Let us ignore voters for other candidates for simplicity. Lott operates with the fractions a/(a+b) and c/(c+d) by forming differences of those fractions over precinct boundaries. However, if the terms d and b have a ‘noisy’ relationship with a lot of potential variation, all this analysis is compromised. Taking differences further magnifies this noise — when you take differences the standard deviations are added, not subtracted.

Therefore, one has to wonder whether Lott’s claim of a ‘7% discrepancy’ in Fulton is just an artefact of the noisy and uneven way in which Democrats switched to mail-in voting, a result of his too small sample sizes and failure to build a model in a way that keeps noise down.

The unaccounted-for change in the nature of mail-in voting compared to 2016. The comparison to 2016 is therefore heavily problematic, because the nature of the mail-in ballots changed so much in the meantime. Back in 2016, you could expect mail-in ballots to have the same Trump vote share as in-person, now you cannot. When the central feature of your model is the relationship between in-person and mail-in votes, one that you further postulate to be linear with a noise term, you simply cannot overcome such a massive difference in that relationship that has happened in the meantime.

Other possible reasons for cross-border discrepancy. But let us give the author the benefit of the doubt (despite the very strong reservations about the validity of the results and even though his credibility has been put under question) and suppose there is statistically significant discrepancy. It would show that Democrats, for some reason, were able to go the extra mile in finding mail-in votes for Biden in Fulton that were not obtained in the four other counties. What could explain this other than fraud?

  • The different conditions for mail-in ballot delivery in different counties. The great thing about mail-in ballots — despised by the Republicans — is the ability to extend the vote to people who might not have been regular voters in previous years, for any number of reasons.
  • Signature verification and matching is not an exact science. Unfortunately, there is a degree of unconscious subjectivity involved. It is reasonable to suspect that one county might be more ‘liberal’ in what it allows than another, within the rules.
  • Quicker, more efficient ballot curation process, helping voters correct their mail-in ballots if there is a problem.
  • According to Gabriel Sterling, volunteers for both paries helped inform voters if their ballot was rejected. Democrats were supposedly more efficient at doing this.
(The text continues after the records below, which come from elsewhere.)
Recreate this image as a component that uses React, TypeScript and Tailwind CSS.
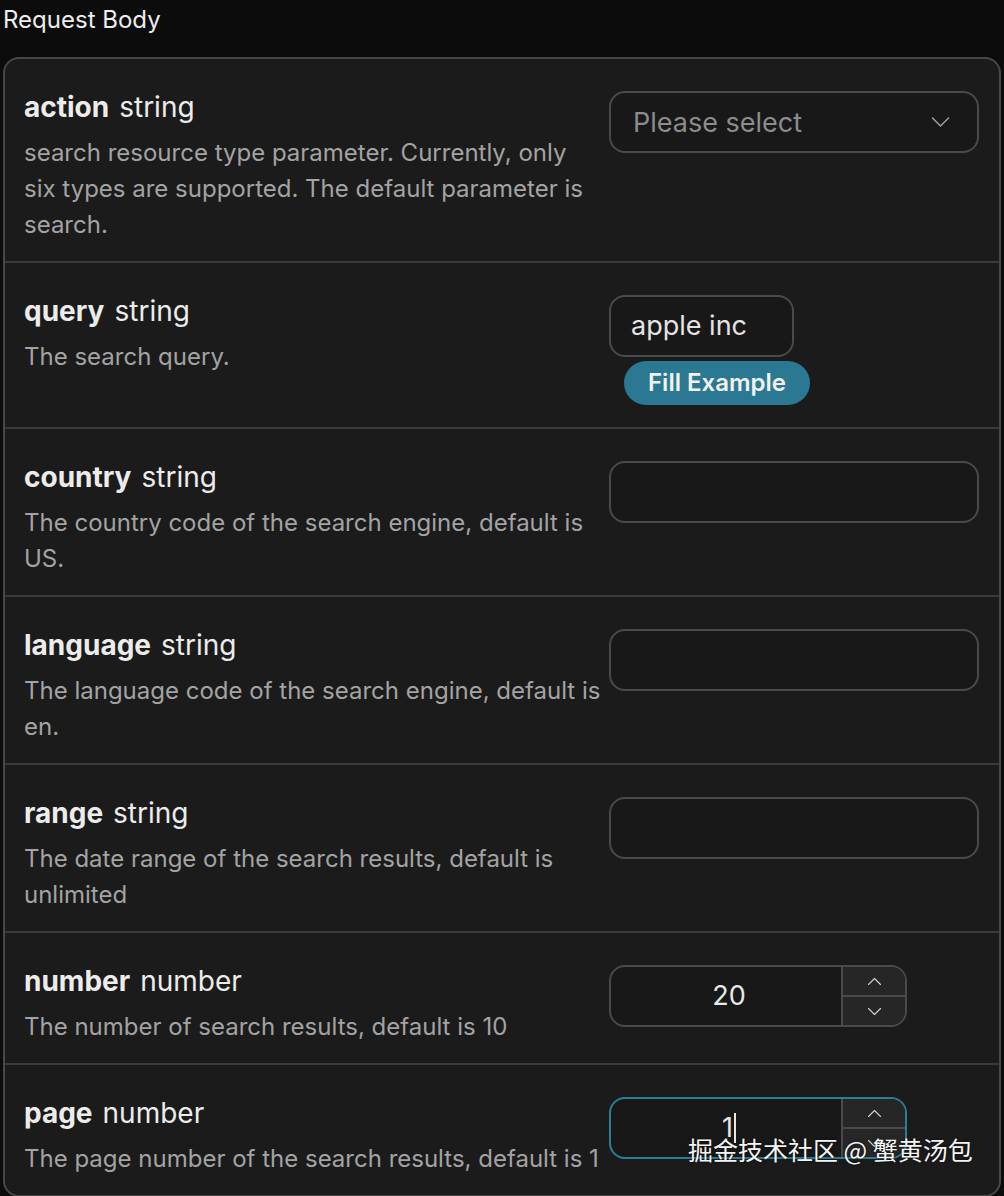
import React from "react";

const font = { fontFamily: 'Inter, "Noto Sans", "Liberation Sans", sans-serif' };

function Chevron({ up = false, className = "" }: { up?: boolean; className?: string }) {
  return (
    <svg className={className} viewBox="0 0 20 12" fill="none" stroke="currentColor" strokeWidth="1.5" strokeLinecap="round" strokeLinejoin="round">
      {up ? <path d="M2 10 L10 2 L18 10" /> : <path d="M2 2 L10 10 L18 2" />}
    </svg>
  );
}

function Row({
  name,
  type,
  desc,
  children,
  last = false,
}: {
  name: string;
  type: string;
  desc: string;
  children: React.ReactNode;
  last?: boolean;
}) {
  return (
    <div className={`flex pl-[19px] pr-[20px] ${last ? "" : "border-b-2 border-[#3a3a3a]"}`}>
      <div className="w-[579px] shrink-0 pt-[30px] pb-[18px]">
        <div className="text-[28px] leading-[36px] text-[#ececec]">
          <span className="font-bold">{name}</span>
          <span className="ml-[10px]">{type}</span>
        </div>
        <div className="mt-[10px] text-[24px] leading-[36px] text-[#a3a3a3]">{desc}</div>
      </div>
      <div className="ml-[6px] w-[370px] shrink-0 pt-[32px] pb-[22px]">{children}</div>
    </div>
  );
}

function TextInput({ value = "", w = "w-[370px]" }: { value?: string; w?: string }) {
  return (
    <div className={`${w} h-[62px] rounded-[16px] border-2 border-[#4a4a4a] bg-[#181818] flex items-center px-[20px] text-[27px] text-[#e4e4e4]`}>
      {value}
    </div>
  );
}

function NumberInput({ value, focused = false }: { value: string; focused?: boolean }) {
  return (
    <div
      className={`w-[298px] h-[62px] rounded-[16px] border-2 ${focused ? "border-[#2f7d96]" : "border-[#4a4a4a]"} bg-[#181818] flex overflow-hidden`}
    >
      <div className="flex-1 flex items-center justify-center pl-[6px] text-[27px] text-[#e8e8e8]">
        <span>{value}</span>
        {focused && <span className="inline-block w-[2px] h-[30px] bg-[#e8e8e8] ml-[1px]" />}
      </div>
      <div className="w-[64px] flex flex-col border-l-2 border-[#4a4a4a] bg-[#262626]">
        <div className="flex-1 flex items-center justify-center border-b-2 border-[#4a4a4a] text-[#d0d0d0]">
          <Chevron up className="w-[15px] h-[9px]" />
        </div>
        <div className="flex-1 flex items-center justify-center text-[#d0d0d0]">
          <Chevron className="w-[15px] h-[9px]" />
        </div>
      </div>
    </div>
  );
}

export default function App() {
  return (
    <div className="w-[1004px] h-[1196px] bg-[#0c0c0c] overflow-hidden relative" style={font}>
      <div className="h-[40px] pl-[3px] text-[24px] leading-[40px] text-[#ededed]">Request Body</div>
      <div className="mt-[17px] ml-[3px] w-[998px] rounded-[16px] border-2 border-[#474747] bg-[#1b1b1b] overflow-hidden">
        <Row
          name="action"
          type="string"
          desc="search resource type parameter. Currently, only six types are supported. The default parameter is search."
        >
          <div className="w-[370px] h-[62px] rounded-[16px] border-2 border-[#4a4a4a] bg-[#181818] flex items-center justify-between pl-[22px] pr-[26px]">
            <span className="text-[27px] text-[#8c8c8c] mt-[2px]">Please select</span>
            <Chevron className="w-[21px] h-[12px] text-[#a0a0a0]" />
          </div>
        </Row>
        <Row name="query" type="string" desc="The search query.">
          <TextInput value="apple inc" w="w-[185px]" />
          <button className="mt-[4px] ml-[15px] h-[44px] px-[24px] rounded-full bg-[#2a7891] text-[24px] font-semibold text-[#f2f2f2]">
            Fill Example
          </button>
        </Row>
        <Row name="country" type="string" desc="The country code of the search engine, default is US.">
          <TextInput />
        </Row>
        <Row name="language" type="string" desc="The language code of the search engine, default is en.">
          <TextInput />
        </Row>
        <Row name="range" type="string" desc="The date range of the search results, default is unlimited">
          <TextInput />
        </Row>
        <Row name="number" type="number" desc="The number of search results, default is 10">
          <NumberInput value="20" />
        </Row>
        <Row name="page" type="number" desc="The page number of the search results, default is 1" last>
          <NumberInput value="1" focused />
        </Row>
      </div>
      <div
        className="absolute left-[688px] top-[1132px] text-[25px] leading-[34px] text-[#f4f4f4]"
        style={{ fontFamily: '"Noto Sans CJK SC", "Noto Sans", sans-serif', textShadow: "0 0 3px rgba(0,0,0,0.6)" }}
      >
        掘金技术社区 @ 蟹黄汤包
      </div>
    </div>
  );
}
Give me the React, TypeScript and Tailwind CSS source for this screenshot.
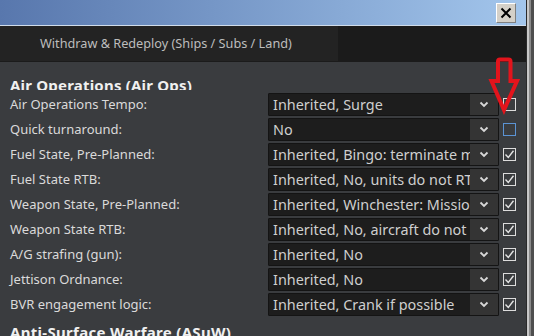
import React from 'react';

type Row = { label: string; value: string; state: 'checked' | 'empty' | 'focus' };

const rows: Row[] = [
  { label: 'Air Operations Tempo:', value: 'Inherited, Surge', state: 'empty' },
  { label: 'Quick turnaround:', value: 'No', state: 'focus' },
  { label: 'Fuel State, Pre-Planned:', value: 'Inherited, Bingo: terminate mission', state: 'checked' },
  { label: 'Fuel State RTB:', value: 'Inherited, No, units do not RTB', state: 'checked' },
  { label: 'Weapon State, Pre-Planned:', value: 'Inherited, Winchester: Mission', state: 'checked' },
  { label: 'Weapon State RTB:', value: 'Inherited, No, aircraft do not RTB', state: 'checked' },
  { label: 'A/G strafing (gun):', value: 'Inherited, No', state: 'checked' },
  { label: 'Jettison Ordnance:', value: 'Inherited, No', state: 'checked' },
  { label: 'BVR engagement logic:', value: 'Inherited, Crank if possible', state: 'checked' },
];

function Chevron() {
  return (
    <svg width="10" height="7" viewBox="0 0 10 7">
      <path d="M1.5 1.5 L5 5 L8.5 1.5" fill="none" stroke="#d8d8d8" strokeWidth="1.8" />
    </svg>
  );
}

function Checkbox({ state }: { state: Row['state'] }) {
  const border = state === 'focus' ? 'border-[#5b93d4]' : 'border-[#dcdcdc]';
  return (
    <div className={`w-[13px] h-[13px] border ${border} flex items-center justify-center`}>
      {state === 'checked' && (
        <svg width="11" height="11" viewBox="0 0 11 11">
          <path d="M1.5 5.5 L4.3 8.5 L9.5 1.8" fill="none" stroke="#e4e4e4" strokeWidth="1.4" />
        </svg>
      )}
    </div>
  );
}

function Select({ value }: { value: string }) {
  return (
    <div className="w-[231px] h-[23px] flex bg-[#1d1d1d] border border-[#141414] rounded-[1px]">
      <div className="flex-1 overflow-hidden whitespace-nowrap pl-[4px] text-[14.4px] leading-[21px] text-[#cfcfcf]">
        {value}
      </div>
      <div className="w-[28px] bg-[#343434] flex items-center justify-center">
        <Chevron />
      </div>
    </div>
  );
}

export default function App() {
  return (
    <div
      className="w-[534px] h-[336px] overflow-hidden flex relative bg-[#3a3c3f]"
      style={{ fontFamily: '"Noto Sans", "Open Sans", sans-serif' }}
    >
      <div className="w-[526px] flex flex-col">
        <div className="h-[25px] shrink-0 bg-gradient-to-r from-[#5877ad] to-[#a3c6ec] flex items-center justify-end pr-[10px]">
          <div className="w-[20px] h-[20px] bg-[#d4d0c8] border border-[#808080] border-t-white border-l-white flex items-center justify-center">
            <svg width="12" height="12" viewBox="0 0 12 12">
              <path d="M1.5 1.5 L10.5 10.5 M10.5 1.5 L1.5 10.5" stroke="#000" strokeWidth="2" />
            </svg>
          </div>
        </div>
        <div className="h-[1px] shrink-0 bg-[#d0dcea]" />
        <div className="h-[36px] shrink-0 bg-[#1b1b1b] flex">
          <div className="w-[338px] h-[35px] bg-[#232323] pl-[40px] text-[12.7px] leading-[35px] text-[#bdbdbd] whitespace-nowrap">
            Withdraw &amp; Redeploy (Ships / Subs / Land)
          </div>
        </div>
        <div className="flex-1 bg-[#3a3c3f] pl-[10px] pt-[16px]">
          <div className="h-[12px] overflow-hidden text-[15px] leading-none font-bold text-[#f0f0f0] whitespace-nowrap tracking-[0.2px]">
            Air Operations (Air Ops)
          </div>
          <div className="mt-[3px] flex flex-col gap-[2px]">
            {rows.map((r) => (
              <div key={r.label} className="h-[23px] flex items-center">
                <div className="w-[258px] text-[13px] text-[#dadada] whitespace-nowrap">{r.label}</div>
                <Select value={r.value} />
                <div className="ml-[4px]">
                  <Checkbox state={r.state} />
                </div>
              </div>
            ))}
          </div>
          <div className="mt-[9px] text-[15px] leading-none font-bold text-[#f0f0f0] whitespace-nowrap tracking-[0.3px]">
            Anti-Surface Warfare (ASuW)
          </div>
        </div>
      </div>
      <div className="w-[8px] flex">
        <div className="w-[1px] bg-[#2a2a2a]" />
        <div className="w-[2px] bg-[#c8c8c8]" />
        <div className="w-[2px] bg-[#8a8a8a]" />
        <div className="w-[3px] bg-[#4e4e4e]" />
      </div>
      <svg className="absolute left-[488px] top-[56px]" width="34" height="60" viewBox="0 0 34 60">
        <path
          d="M10 25 V5.5 Q10 3.5 12 3.5 H20.5 Q22.5 3.5 22.5 5.5 V25 H29 L16 54 L3.5 25 Z"
          fill="none"
          stroke="#e3141c"
          strokeWidth="4"
          strokeLinejoin="miter"
        />
      </svg>
    </div>
  );
}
All these share one common theme: it is not law-breaking to attempt to make mail-in voting easier or harder as long as you stay within the regulations and as long as you treat Trump and Biden (and any other party’s) voters the same. The Republicans are working hard to convince us that this is fraud, but it is not. Lott has failed to show us that rules were broken in two ways: through his statistical analysis being questionable and also through there being credible explanations other than fraud for the features he claims to observe in the data.